*** EXTRACTED MATERIAL
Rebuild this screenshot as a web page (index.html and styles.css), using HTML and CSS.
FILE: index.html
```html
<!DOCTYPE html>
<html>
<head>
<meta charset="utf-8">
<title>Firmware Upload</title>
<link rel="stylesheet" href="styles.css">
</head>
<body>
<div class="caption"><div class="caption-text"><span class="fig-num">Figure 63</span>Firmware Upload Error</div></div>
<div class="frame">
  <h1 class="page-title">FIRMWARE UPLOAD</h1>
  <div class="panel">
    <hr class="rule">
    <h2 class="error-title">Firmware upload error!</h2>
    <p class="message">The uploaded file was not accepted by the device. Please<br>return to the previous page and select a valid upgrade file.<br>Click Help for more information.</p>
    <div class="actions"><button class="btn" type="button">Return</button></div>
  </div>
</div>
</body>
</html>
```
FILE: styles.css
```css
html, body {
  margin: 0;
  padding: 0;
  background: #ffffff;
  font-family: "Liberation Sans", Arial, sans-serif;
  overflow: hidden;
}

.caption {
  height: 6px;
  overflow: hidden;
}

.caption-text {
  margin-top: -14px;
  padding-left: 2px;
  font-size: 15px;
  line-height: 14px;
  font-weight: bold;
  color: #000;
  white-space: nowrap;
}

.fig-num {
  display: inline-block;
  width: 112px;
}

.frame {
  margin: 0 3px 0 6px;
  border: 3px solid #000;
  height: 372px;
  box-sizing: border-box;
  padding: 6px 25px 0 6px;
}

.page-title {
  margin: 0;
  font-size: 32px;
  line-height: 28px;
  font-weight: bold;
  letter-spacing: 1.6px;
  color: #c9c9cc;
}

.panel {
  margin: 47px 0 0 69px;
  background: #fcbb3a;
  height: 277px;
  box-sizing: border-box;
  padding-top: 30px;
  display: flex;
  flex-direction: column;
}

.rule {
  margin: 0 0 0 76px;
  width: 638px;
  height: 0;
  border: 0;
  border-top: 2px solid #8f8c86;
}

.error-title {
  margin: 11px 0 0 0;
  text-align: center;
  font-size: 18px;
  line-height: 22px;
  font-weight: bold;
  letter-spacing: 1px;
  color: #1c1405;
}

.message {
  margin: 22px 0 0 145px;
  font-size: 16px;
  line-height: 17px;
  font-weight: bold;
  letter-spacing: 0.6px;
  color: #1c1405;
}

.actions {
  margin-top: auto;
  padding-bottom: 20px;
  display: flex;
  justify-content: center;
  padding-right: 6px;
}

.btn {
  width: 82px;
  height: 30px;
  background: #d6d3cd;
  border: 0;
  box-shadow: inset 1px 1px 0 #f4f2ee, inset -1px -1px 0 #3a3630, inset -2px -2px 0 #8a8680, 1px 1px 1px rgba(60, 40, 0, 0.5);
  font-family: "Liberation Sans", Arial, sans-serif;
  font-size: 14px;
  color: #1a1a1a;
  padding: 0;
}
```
******
*** EXTRACTED MATERIAL
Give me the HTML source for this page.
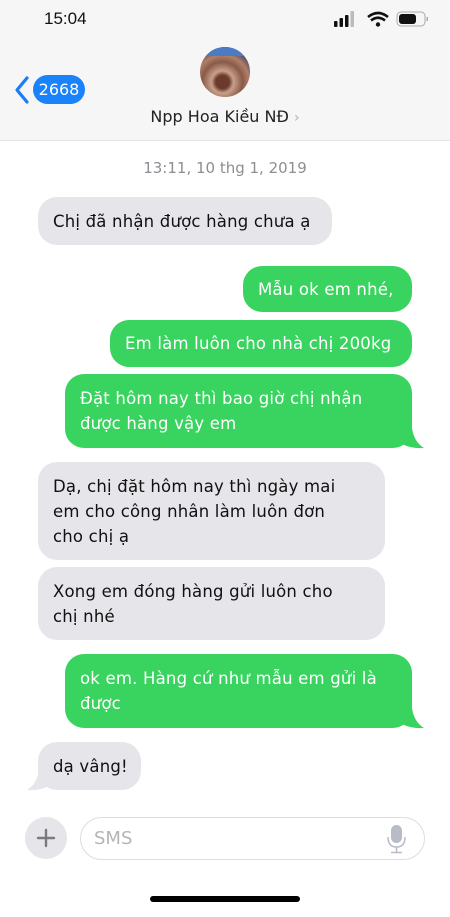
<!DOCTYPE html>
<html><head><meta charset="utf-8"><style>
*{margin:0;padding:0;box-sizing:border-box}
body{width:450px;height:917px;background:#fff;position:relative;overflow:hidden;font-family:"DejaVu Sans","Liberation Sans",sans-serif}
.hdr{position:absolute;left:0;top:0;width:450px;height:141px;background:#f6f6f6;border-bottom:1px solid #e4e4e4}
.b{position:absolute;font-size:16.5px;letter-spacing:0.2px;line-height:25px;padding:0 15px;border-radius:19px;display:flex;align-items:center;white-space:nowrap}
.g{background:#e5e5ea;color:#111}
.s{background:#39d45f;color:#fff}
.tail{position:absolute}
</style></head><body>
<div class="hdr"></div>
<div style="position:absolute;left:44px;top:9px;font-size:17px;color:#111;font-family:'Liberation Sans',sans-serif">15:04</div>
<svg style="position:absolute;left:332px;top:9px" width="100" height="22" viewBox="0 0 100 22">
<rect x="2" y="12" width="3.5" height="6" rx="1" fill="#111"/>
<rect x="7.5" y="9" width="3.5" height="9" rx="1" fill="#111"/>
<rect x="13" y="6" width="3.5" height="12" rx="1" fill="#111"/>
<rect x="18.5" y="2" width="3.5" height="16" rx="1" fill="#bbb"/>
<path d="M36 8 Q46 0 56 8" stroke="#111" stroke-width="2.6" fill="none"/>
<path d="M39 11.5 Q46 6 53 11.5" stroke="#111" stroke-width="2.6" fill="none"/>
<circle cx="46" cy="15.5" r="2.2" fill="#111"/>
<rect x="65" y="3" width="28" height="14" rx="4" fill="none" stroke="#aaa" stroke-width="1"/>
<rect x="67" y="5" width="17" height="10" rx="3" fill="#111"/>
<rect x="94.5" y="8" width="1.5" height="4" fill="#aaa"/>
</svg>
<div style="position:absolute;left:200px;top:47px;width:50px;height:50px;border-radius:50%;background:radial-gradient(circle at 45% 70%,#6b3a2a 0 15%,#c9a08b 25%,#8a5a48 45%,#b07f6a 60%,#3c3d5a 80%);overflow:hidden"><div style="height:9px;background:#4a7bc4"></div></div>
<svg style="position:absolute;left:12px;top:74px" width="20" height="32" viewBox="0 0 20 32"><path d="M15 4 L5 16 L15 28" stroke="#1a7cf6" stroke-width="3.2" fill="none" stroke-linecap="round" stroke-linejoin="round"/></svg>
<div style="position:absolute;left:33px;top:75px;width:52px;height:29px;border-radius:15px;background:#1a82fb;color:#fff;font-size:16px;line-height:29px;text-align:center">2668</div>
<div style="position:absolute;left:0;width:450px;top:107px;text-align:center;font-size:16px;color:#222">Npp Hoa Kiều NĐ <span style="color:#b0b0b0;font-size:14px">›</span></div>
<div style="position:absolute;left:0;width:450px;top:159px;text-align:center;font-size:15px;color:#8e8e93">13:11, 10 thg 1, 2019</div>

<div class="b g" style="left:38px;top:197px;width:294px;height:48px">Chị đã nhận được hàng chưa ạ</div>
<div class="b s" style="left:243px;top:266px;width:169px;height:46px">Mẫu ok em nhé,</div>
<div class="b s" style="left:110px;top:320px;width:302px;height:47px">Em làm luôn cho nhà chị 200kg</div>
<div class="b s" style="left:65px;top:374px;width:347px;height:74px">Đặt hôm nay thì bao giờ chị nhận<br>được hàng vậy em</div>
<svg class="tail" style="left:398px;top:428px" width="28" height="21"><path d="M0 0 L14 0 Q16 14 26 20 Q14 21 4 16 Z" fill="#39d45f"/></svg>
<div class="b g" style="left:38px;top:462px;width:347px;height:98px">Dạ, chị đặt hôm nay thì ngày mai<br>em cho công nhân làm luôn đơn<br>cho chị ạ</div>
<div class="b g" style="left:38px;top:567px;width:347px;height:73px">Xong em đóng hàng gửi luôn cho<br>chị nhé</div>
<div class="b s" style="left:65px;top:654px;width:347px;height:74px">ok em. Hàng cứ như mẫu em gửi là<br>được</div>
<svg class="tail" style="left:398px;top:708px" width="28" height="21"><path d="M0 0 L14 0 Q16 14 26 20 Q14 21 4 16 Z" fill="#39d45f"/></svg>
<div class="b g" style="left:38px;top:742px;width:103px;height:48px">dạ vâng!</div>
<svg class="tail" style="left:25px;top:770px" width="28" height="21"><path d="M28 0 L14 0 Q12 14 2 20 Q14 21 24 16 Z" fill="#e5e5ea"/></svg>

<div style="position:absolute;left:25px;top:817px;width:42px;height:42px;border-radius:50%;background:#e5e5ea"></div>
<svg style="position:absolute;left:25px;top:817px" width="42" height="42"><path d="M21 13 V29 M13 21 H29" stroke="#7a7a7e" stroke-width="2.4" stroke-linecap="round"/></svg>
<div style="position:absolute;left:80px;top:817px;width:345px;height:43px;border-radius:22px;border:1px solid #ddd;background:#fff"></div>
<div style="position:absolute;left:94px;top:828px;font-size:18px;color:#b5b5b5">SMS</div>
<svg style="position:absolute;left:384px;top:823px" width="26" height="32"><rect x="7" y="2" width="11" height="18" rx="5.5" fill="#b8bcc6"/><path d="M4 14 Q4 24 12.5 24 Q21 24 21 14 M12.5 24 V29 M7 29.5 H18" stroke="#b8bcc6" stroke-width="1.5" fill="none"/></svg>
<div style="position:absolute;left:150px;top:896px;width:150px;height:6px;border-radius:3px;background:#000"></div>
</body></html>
******
Go through the material line by line. Show each line that contains the string "styles".

Rebuild this screenshot as a web page (index.html and styles.css), using HTML and CSS.
<link rel="stylesheet" href="styles.css">
FILE: styles.css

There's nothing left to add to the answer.